▶ Problem requirements
Show every line in the entries below where the word "this" appears.

▶ Dataset records
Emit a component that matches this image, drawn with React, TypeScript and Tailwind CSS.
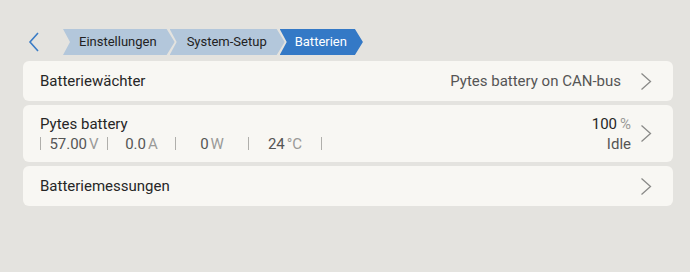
---
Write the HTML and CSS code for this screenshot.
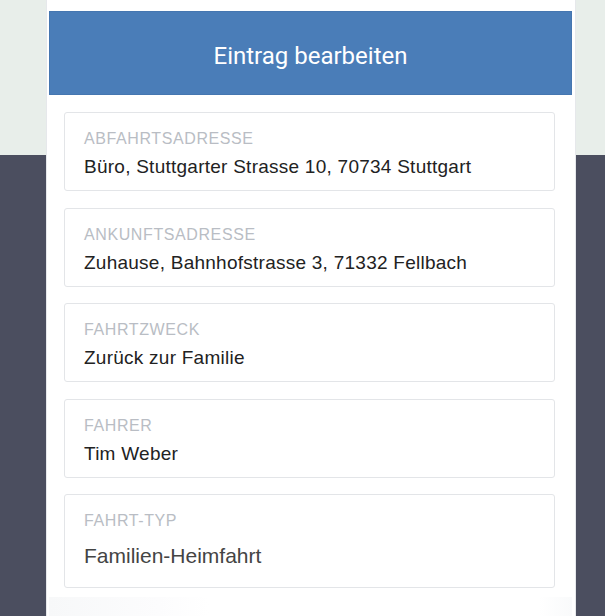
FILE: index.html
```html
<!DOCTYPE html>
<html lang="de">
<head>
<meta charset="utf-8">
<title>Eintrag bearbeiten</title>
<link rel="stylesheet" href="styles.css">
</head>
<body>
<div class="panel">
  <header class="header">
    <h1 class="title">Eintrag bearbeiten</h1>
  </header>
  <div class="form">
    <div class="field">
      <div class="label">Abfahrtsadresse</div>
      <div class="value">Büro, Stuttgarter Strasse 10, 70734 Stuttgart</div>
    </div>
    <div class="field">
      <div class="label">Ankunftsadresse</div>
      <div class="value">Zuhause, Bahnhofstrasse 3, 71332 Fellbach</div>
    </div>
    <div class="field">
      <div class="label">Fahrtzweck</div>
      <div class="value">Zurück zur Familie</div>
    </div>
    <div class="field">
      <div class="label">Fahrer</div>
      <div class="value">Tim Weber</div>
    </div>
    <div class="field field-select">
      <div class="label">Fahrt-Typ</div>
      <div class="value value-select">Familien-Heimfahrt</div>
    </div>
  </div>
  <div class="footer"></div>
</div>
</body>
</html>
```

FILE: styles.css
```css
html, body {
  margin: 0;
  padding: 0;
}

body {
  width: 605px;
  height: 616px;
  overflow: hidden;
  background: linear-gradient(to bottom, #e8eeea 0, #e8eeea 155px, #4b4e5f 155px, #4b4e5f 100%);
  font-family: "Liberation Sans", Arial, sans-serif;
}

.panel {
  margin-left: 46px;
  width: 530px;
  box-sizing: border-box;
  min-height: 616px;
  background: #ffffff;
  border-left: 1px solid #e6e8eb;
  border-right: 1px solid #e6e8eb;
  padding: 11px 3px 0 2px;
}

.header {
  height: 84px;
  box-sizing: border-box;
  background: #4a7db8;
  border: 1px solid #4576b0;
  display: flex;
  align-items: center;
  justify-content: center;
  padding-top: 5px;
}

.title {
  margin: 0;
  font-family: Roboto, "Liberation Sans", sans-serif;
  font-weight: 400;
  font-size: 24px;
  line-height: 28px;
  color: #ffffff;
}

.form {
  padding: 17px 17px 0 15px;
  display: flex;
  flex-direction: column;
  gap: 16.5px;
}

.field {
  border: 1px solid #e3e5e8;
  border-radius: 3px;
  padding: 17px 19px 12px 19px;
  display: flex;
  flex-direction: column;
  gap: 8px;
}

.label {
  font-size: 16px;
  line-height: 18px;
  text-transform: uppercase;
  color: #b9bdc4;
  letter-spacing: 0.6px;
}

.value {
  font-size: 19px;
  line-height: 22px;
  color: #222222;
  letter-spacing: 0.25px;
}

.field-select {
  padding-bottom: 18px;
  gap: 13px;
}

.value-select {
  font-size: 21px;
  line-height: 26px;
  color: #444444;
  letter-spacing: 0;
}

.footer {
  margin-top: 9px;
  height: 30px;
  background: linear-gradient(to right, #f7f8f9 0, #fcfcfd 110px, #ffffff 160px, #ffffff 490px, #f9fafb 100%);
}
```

▶ Exercise result
Emit a component that matches this image, drawn with React, TypeScript and Tailwind CSS.
Write the HTML and CSS code for this screenshot.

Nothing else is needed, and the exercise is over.